Microalgae, which keep the planet alive, have more complex and fascinating life than we have known

News 2020-09-17 at 8:00
The microalgae Teleaulax amphioxeia changes its reproduction pattern from asexual to sexual reproduction as nitrogen availability (DIN) drops. In winter with high N it has paired DNA, but under N scarcity it has only one set of chromosomes. The cells in the foreground represent the diploid Teleaulax amphioxeia (left) and the haploid Plagioselmis stage of Teleaulax amphioxeia (right). In the background are these two life cycle stages shown together with their predators Dinopysis acuminata, Mesodinium rubrum, and Mesodinium major to scale.
© Illustration: Sofie Binzer

There are hundreds of different species of microscopic algae in our seas and oceans. These single-celled organisms are responsible for the production of approximately 50% off all the oxygen that is generated through photosynthesis on this planet. Microscopic algae in the oceans fix 50% of carbon dioxide on the planet. Despite the huge significance of these algae, we still know very little about their life and survival strategies, for example nutritional habits and reproduction.
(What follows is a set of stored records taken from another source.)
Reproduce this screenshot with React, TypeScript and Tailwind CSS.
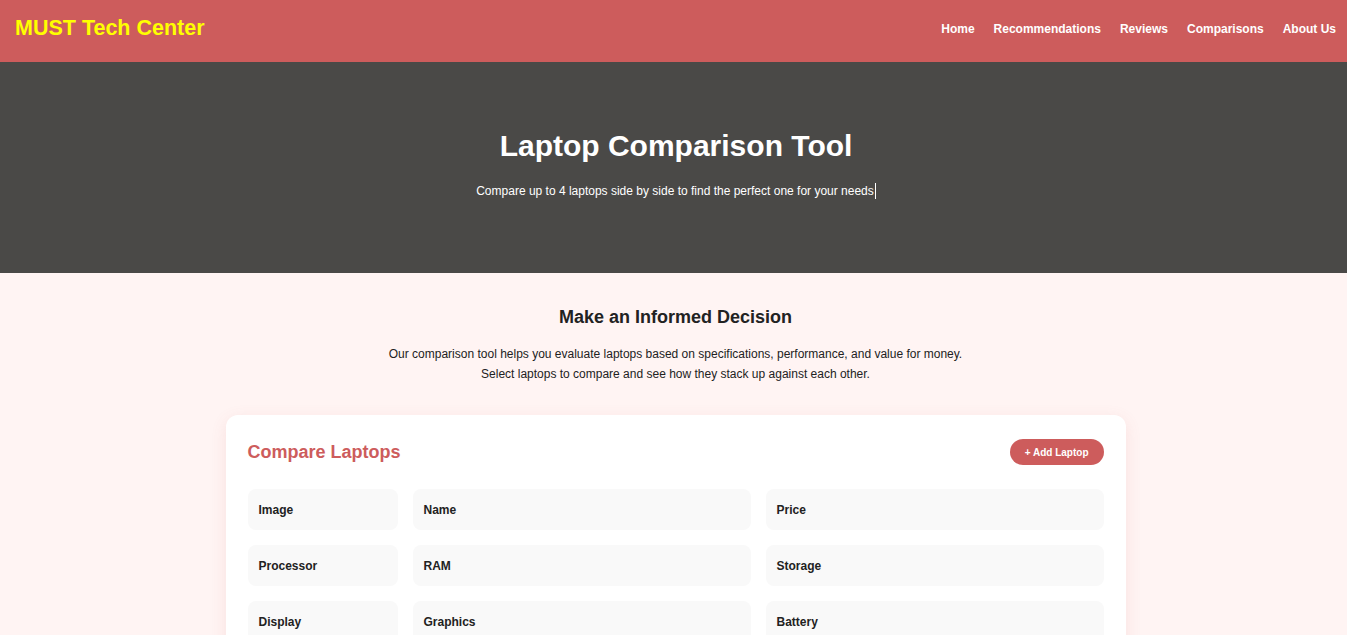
export default function App() {
  const cells = [
    ["Image", "Name", "Price"],
    ["Processor", "RAM", "Storage"],
    ["Display", "Graphics", "Battery"],
    ["Weight", "Rating", "Action"],
  ];

  return (
    <div className="min-h-screen bg-[#fff4f3] font-['Liberation_Sans',Arial,sans-serif] text-[#222]">
      <header className="flex h-[62px] items-center justify-between bg-[#cd5c5c] pb-[5px] pl-[15px] pr-[11px] shadow-md">
        <h1 className="text-[21.5px] font-bold text-[#ffff00]">MUST Tech Center</h1>
        <nav className="flex items-center gap-[19px] text-[12px] font-bold text-white">
          <a href="#">Home</a>
          <a href="#">Recommendations</a>
          <a href="#">Reviews</a>
          <a href="#">Comparisons</a>
          <a href="#">About Us</a>
        </nav>
      </header>

      <section className="flex h-[211px] flex-col items-center bg-[#4a4947] pl-[5px] pt-[64px] text-white">
        <h2 className="text-[30px] font-bold leading-[40px]">Laptop Comparison Tool</h2>
        <p className="mt-[17px] border-r border-white pr-px text-[12px] leading-[16px]">
          Compare up to 4 laptops side by side to find the perfect one for your needs
        </p>
      </section>

      <main className="flex flex-col items-center pt-8 pb-10 pl-[4px]">
        <h3 className="text-[18px] font-bold leading-6">Make an Informed Decision</h3>
        <p className="mt-[15px] text-center text-[12px] leading-5">
          Our comparison tool helps you evaluate laptops based on specifications, performance, and value for money.
          <br />
          Select laptops to compare and see how they stack up against each other.
        </p>

        <div className="mt-[31px] w-[900px] rounded-xl bg-white px-[22px] pt-6 pb-6 shadow-[0_4px_16px_rgba(205,92,92,0.12)]">
          <div className="flex h-[26px] items-center justify-between">
            <h4 className="text-[18px] font-bold text-[#cd5c5c]">Compare Laptops</h4>
            <button className="h-[26px] rounded-full bg-[#cd5c5c] px-[15px] text-[10px] font-bold text-white">
              + Add Laptop
            </button>
          </div>
          <div className="mt-6 grid grid-cols-[150px_1fr_1fr] gap-[15px]">
            {cells.flat().map((c) => (
              <div key={c} className="flex h-[41px] items-center rounded-lg bg-[#f9f9f9] pl-[11px] text-[12px] font-bold">
                {c}
              </div>
            ))}
          </div>
        </div>
      </main>
    </div>
  );
}
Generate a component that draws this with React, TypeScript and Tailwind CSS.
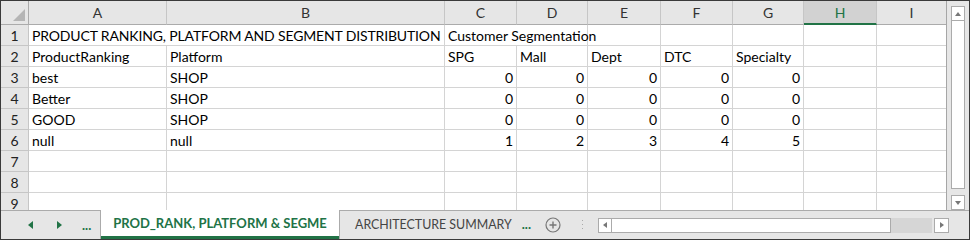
import React from 'react'

const cols = [
  { key: 'A', w: 'w-[138px]' },
  { key: 'B', w: 'w-[278px]' },
  { key: 'C', w: 'w-[72px]' },
  { key: 'D', w: 'w-[71px]' },
  { key: 'E', w: 'w-[73px]' },
  { key: 'F', w: 'w-[72px]' },
  { key: 'G', w: 'w-[71px]' },
  { key: 'H', w: 'w-[73px]' },
  { key: 'I', w: 'w-[70px]' },
]

type Cell = string | number | null

const rows: Cell[][] = [
  ['PRODUCT RANKING, PLATFORM AND SEGMENT DISTRIBUTION', null, 'Customer Segmentation', null, null, null, null, null, null],
  ['ProductRanking', 'Platform', 'SPG', 'Mall', 'Dept', 'DTC', 'Specialty', null, null],
  ['best', 'SHOP', 0, 0, 0, 0, 0, null, null],
  ['Better', 'SHOP', 0, 0, 0, 0, 0, null, null],
  ['GOOD', 'SHOP', 0, 0, 0, 0, 0, null, null],
  ['null', 'null', 1, 2, 3, 4, 5, null, null],
  [null, null, null, null, null, null, null, null, null],
  [null, null, null, null, null, null, null, null, null],
  [null, null, null, null, null, null, null, null, null],
]

const Row: React.FC<{ n: number; cells: Cell[] }> = ({ n, cells }) => {
  return (
    <div className="flex h-[21px] shrink-0">
      <div className="w-[28px] shrink-0 bg-[#e6e6e6] border-r border-b border-[#c6c6c6] flex items-center justify-center text-[#222]">
        {n}
      </div>
      {cols.map((c, i) => {
        const v = cells[i]
        // text in A1 and C1 spills into neighbours, so no right border there
        const spills = n === 1 && (i === 0 || i === 2)
        return (
          <div
            key={c.key}
            className={`${c.w} shrink-0 border-b border-[#d4d4d4] flex items-center whitespace-nowrap ${
              spills ? 'overflow-visible relative z-10' : 'overflow-hidden border-r'
            } ${typeof v === 'number' ? 'justify-end pr-[3px]' : 'pl-[3px]'} ${n === 1 && i === 0 ? 'tracking-[-0.15px]' : ''}`}
          >
            {v}
          </div>
        )
      })}
    </div>
  )
}

const ScrollArrow: React.FC<{ dir: 'up' | 'down' | 'left' | 'right' }> = ({ dir }) => {
  const pts = {
    up: '1,6 4,2 7,6',
    down: '1,2 4,6 7,2',
    left: '6,1 2,4 6,7',
    right: '2,1 6,4 2,7',
  }[dir]
  return (
    <svg width="8" height="8" viewBox="0 0 8 8">
      <polygon points={pts} fill="#777" />
    </svg>
  )
}

export default function App() {
  return (
    <div className="w-[970px] h-[240px] bg-[#e6e6e6] border border-[#3a3a3a] flex flex-col overflow-hidden text-[14px] text-black" style={{ fontFamily: 'Lato, "Liberation Sans", sans-serif' }}>
      <div className="flex h-[209px] shrink-0">
        <div className="w-[946px] shrink-0 flex flex-col overflow-hidden bg-white border-r border-[#a6a6a6]">
          {/* column headers */}
          <div className="flex h-[24px] shrink-0 bg-[#e6e6e6] text-[#333]">
            <div className="w-[28px] shrink-0 border-r border-b border-[#ababab] relative">
              <svg className="absolute right-[3px] bottom-[3px]" width="12" height="12" viewBox="0 0 12 12">
                <polygon points="12,0 12,12 0,12" fill="#b5b5b5" />
              </svg>
            </div>
            {cols.map(c =>
              c.key === 'H' ? (
                <div key={c.key} className={`${c.w} shrink-0 bg-[#d2d2d2] border-r border-[#c6c6c6] border-b-2 border-b-[#217346] flex items-center justify-center text-[#217346]`}>
                  {c.key}
                </div>
              ) : (
                <div key={c.key} className={`${c.w} shrink-0 border-r border-[#c6c6c6] border-b border-b-[#ababab] flex items-center justify-center`}>
                  {c.key}
                </div>
              )
            )}
          </div>
          {rows.map((r, i) => (
            <Row key={i} n={i + 1} cells={r} />
          ))}
        </div>
        {/* vertical scrollbar */}
        <div className="flex-1 flex flex-col items-center pt-[5px]">
          <div className="w-[14px] h-[15px] bg-white border border-[#ababab] flex items-center justify-center">
            <ScrollArrow dir="up" />
          </div>
          <div className="w-[14px] flex-1 bg-white border border-[#ababab] border-t-0 mb-[6px]" />
          <div className="w-[14px] h-[15px] bg-white border border-[#ababab] flex items-center justify-center">
            <ScrollArrow dir="down" />
          </div>
        </div>
      </div>
      {/* sheet tabs */}
      <div className="flex h-[29px] shrink-0 items-stretch">
        <div className="w-[100px] shrink-0 border-t border-r border-[#ababab] flex items-center text-[#217346]">
          <svg className="ml-[27px]" width="6" height="8" viewBox="0 0 6 8">
            <polygon points="5,0 5,8 0,4" fill="#217346" />
          </svg>
          <svg className="ml-[22px]" width="6" height="8" viewBox="0 0 6 8">
            <polygon points="1,0 1,8 6,4" fill="#217346" />
          </svg>
          <span className="ml-[20px] font-bold text-[13px] leading-none">...</span>
        </div>
        <div className="w-[238px] shrink-0 bg-white border-b-[3px] border-[#217346] flex items-center justify-center font-bold text-[#217346] text-[13px] pt-[2px]">
          PROD_RANK, PLATFORM &amp; SEGME
        </div>
        <div className="flex-1 border-t border-l border-[#ababab] flex items-center">
          <span className="ml-[15px] text-[#444] text-[12.4px]">ARCHITECTURE SUMMARY</span>
          <span className="ml-[10px] font-bold text-[#217346] text-[13px]">...</span>
          <svg className="ml-[14px]" width="16" height="16" viewBox="0 0 16 16">
            <circle cx="8" cy="8" r="7" fill="none" stroke="#777" strokeWidth="1.2" />
            <path d="M8 4.5v7M4.5 8h7" stroke="#777" strokeWidth="1.4" />
          </svg>
          <svg className="ml-[20px]" width="3" height="12" viewBox="0 0 3 12">
            <rect x="1" y="1" width="1" height="1" fill="#aaa" />
            <rect x="1" y="5" width="1" height="1" fill="#aaa" />
            <rect x="1" y="9" width="1" height="1" fill="#aaa" />
          </svg>
          {/* horizontal scrollbar */}
          <div className="ml-[14px] flex items-center h-[15px]">
            <div className="w-[14px] h-[15px] bg-white border border-[#ababab] flex items-center justify-center">
              <ScrollArrow dir="left" />
            </div>
            <div className="w-[279px] h-[15px] bg-white border border-[#ababab] border-l-0" />
            <div className="w-[41px] h-[15px] bg-[#d6d6d6]" />
            <div className="ml-[2px] w-[15px] h-[15px] bg-white border border-[#ababab] flex items-center justify-center">
              <ScrollArrow dir="right" />
            </div>
          </div>
        </div>
      </div>
    </div>
  )
}
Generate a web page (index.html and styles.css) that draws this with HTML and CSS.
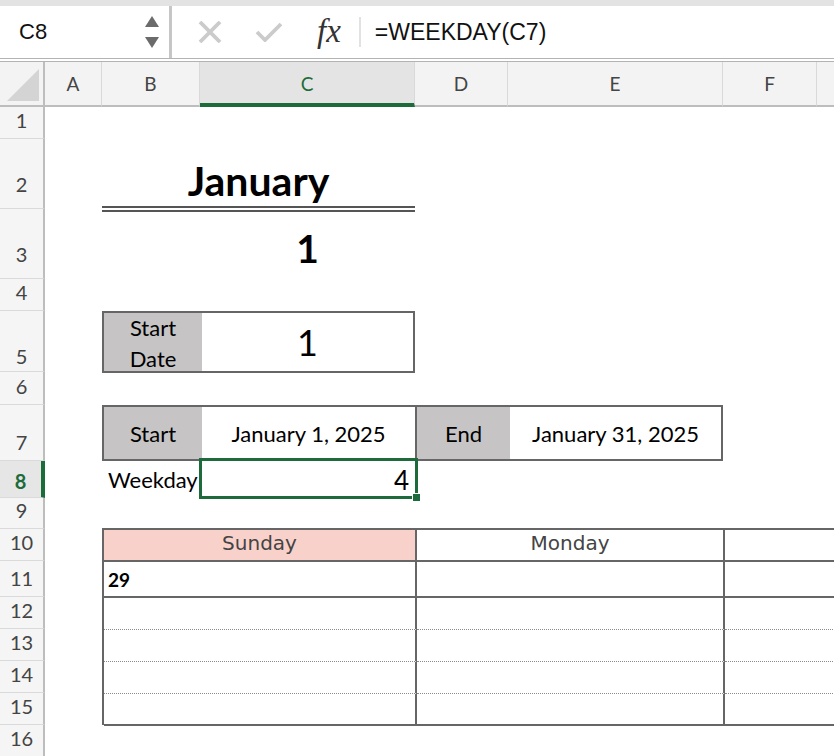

Sexual reproduction instead of binary division

The tiny single-celled algae are traditionally thought to reproduce simply by asexual cell division and produce clones, which restricts their genetic diversity and capacity for adaptation in changing environmental conditions.

Now, for the first time, marine scientists found that sexual reproduction – change from diploid DNA to haploid – happens in single-celled algae when their growth becomes limited by resources, in this case availability of nitrogen. This survival strategy may be much more common among the unicellular algae than previously thought.

The great discovery happened by accident

One day in February 2017 Lumi Haraguchi, then a PhD student at Aarhus university in Denmark, looked at her cultures of algae that were left unattended for some time. She was surprised to see that the cells were alive but apparently changed from one species to another. She initially thought her culture had been contaminated, but as it happened again in even more controlled conditions, Lumi speculated that the two different types of algae cells were actually same species but represented different life cycle stages.

The hypothesis was later confirmed in the nature, and by analyzing the DNA of these two common Cryptophyte species Teleaulax amphioxeia and Plagioselmis prolonga. Whereas one “species” had a single set of chromosomes (so-called haploid) which we know from the eggs and spermia of higher organisms, the other was an organism with two sets of chromosomes (diploid) as found in animals and plants.

This study points out our limited knowledge of many organisms living in seas and functioning of the marine ecosystems.

Lumi Haraguchi’s current research activities in the Marine Research Centre of the Finnish Environment Institute in project SEASINK (funded by the Academy of Finland) focus on very similar topic: the functioning of phytoplankton communities and their role in oceanic CO2 fluxes.

The study Dimorphism in cryptophytes—The case of Teleaulax amphioxeia/Plagioselmis prolonga and its ecological implications has now been published in the prestigious scientific journal, Science Advances.